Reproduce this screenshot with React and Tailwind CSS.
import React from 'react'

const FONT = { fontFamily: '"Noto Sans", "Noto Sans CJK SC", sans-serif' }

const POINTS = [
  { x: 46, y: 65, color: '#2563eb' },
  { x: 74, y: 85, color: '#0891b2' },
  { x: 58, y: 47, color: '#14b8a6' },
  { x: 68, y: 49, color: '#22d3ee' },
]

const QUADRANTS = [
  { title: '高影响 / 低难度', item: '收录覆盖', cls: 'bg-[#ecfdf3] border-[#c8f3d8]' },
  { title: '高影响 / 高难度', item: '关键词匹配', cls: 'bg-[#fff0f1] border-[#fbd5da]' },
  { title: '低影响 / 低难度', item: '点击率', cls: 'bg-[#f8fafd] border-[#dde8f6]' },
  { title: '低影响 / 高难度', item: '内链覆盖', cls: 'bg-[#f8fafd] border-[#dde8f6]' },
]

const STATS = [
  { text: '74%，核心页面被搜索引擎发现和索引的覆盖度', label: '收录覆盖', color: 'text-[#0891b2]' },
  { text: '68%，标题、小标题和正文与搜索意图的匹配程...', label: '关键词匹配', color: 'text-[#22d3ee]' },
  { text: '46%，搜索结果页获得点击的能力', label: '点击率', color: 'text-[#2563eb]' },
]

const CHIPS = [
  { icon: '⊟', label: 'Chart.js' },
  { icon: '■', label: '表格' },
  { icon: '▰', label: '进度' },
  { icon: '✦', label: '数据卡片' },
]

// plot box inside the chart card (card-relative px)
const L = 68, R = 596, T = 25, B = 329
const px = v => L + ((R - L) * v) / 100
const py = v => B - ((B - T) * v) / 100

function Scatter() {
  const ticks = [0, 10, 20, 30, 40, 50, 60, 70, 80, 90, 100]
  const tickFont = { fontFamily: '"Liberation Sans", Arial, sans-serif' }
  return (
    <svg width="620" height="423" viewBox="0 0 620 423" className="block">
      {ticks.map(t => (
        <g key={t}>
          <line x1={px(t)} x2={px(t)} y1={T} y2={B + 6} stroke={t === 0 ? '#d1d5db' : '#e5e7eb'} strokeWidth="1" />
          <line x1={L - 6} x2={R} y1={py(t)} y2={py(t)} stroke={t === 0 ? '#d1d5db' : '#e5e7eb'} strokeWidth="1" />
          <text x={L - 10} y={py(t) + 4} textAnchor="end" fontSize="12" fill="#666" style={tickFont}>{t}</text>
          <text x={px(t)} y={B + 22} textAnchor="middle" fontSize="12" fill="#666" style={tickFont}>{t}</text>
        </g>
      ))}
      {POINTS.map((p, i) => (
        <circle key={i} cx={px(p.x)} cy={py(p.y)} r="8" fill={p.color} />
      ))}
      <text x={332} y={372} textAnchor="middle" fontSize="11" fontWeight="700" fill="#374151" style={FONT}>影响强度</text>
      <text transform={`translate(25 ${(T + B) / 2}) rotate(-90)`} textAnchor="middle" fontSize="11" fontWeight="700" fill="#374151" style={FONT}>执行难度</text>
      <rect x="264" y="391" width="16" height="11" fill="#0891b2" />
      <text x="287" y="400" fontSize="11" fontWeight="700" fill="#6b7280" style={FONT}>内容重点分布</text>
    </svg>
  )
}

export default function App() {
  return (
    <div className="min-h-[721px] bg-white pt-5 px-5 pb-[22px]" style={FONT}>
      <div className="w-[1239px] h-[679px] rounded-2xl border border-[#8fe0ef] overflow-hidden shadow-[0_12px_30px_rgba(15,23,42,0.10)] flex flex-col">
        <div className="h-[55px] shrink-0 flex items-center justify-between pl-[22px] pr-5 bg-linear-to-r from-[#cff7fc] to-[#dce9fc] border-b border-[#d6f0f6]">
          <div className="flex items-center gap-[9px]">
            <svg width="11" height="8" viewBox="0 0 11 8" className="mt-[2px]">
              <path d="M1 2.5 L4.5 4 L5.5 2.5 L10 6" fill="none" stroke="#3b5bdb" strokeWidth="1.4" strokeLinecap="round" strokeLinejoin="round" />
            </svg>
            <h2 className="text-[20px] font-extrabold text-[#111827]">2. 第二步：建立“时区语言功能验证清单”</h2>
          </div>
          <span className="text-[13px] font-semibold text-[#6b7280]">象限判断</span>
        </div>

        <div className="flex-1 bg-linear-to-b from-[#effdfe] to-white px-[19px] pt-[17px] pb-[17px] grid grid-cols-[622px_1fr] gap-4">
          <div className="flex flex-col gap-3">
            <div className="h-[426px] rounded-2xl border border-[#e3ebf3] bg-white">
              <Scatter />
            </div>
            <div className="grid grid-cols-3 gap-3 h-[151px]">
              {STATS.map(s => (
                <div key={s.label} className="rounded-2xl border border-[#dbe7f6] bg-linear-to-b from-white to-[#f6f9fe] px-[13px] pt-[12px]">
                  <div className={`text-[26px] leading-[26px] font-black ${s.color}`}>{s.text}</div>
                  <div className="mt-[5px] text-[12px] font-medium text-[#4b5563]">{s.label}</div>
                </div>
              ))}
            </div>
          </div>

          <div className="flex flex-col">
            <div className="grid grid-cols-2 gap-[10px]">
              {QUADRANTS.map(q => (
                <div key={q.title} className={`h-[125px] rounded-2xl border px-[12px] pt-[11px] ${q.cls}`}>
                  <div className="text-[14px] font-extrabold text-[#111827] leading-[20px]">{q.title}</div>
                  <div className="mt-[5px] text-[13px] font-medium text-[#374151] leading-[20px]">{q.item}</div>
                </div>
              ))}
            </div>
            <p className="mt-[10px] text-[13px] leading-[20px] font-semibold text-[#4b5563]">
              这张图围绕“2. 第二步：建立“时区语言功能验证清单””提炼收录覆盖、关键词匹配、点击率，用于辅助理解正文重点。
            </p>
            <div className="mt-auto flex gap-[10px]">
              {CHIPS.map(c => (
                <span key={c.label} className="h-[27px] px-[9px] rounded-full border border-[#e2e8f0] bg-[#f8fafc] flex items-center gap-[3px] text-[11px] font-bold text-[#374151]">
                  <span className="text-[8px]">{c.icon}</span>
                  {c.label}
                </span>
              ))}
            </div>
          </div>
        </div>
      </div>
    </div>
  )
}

········

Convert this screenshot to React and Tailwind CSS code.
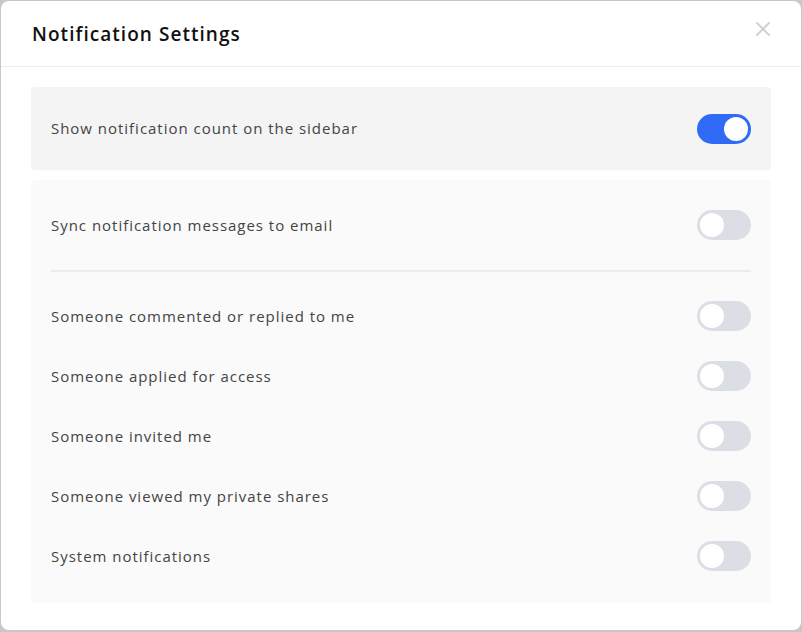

········

__EXERCISE TASK__:
Copy exactly the lines from the line with "Reproduce this screenshot" up to and including the line with "const py = v => B - ((B - T) * v) / 100", and no other lines.

__ANSWER TO THE EXERCISE__:
Reproduce this screenshot with React and Tailwind CSS.
import React from 'react'

const FONT = { fontFamily: '"Noto Sans", "Noto Sans CJK SC", sans-serif' }

const POINTS = [
  { x: 46, y: 65, color: '#2563eb' },
  { x: 74, y: 85, color: '#0891b2' },
  { x: 58, y: 47, color: '#14b8a6' },
  { x: 68, y: 49, color: '#22d3ee' },
]

const QUADRANTS = [
  { title: '高影响 / 低难度', item: '收录覆盖', cls: 'bg-[#ecfdf3] border-[#c8f3d8]' },
  { title: '高影响 / 高难度', item: '关键词匹配', cls: 'bg-[#fff0f1] border-[#fbd5da]' },
  { title: '低影响 / 低难度', item: '点击率', cls: 'bg-[#f8fafd] border-[#dde8f6]' },
  { title: '低影响 / 高难度', item: '内链覆盖', cls: 'bg-[#f8fafd] border-[#dde8f6]' },
]

const STATS = [
  { text: '74%，核心页面被搜索引擎发现和索引的覆盖度', label: '收录覆盖', color: 'text-[#0891b2]' },
  { text: '68%，标题、小标题和正文与搜索意图的匹配程...', label: '关键词匹配', color: 'text-[#22d3ee]' },
  { text: '46%，搜索结果页获得点击的能力', label: '点击率', color: 'text-[#2563eb]' },
]

const CHIPS = [
  { icon: '⊟', label: 'Chart.js' },
  { icon: '■', label: '表格' },
  { icon: '▰', label: '进度' },
  { icon: '✦', label: '数据卡片' },
]

// plot box inside the chart card (card-relative px)
const L = 68, R = 596, T = 25, B = 329
const px = v => L + ((R - L) * v) / 100
const py = v => B - ((B - T) * v) / 100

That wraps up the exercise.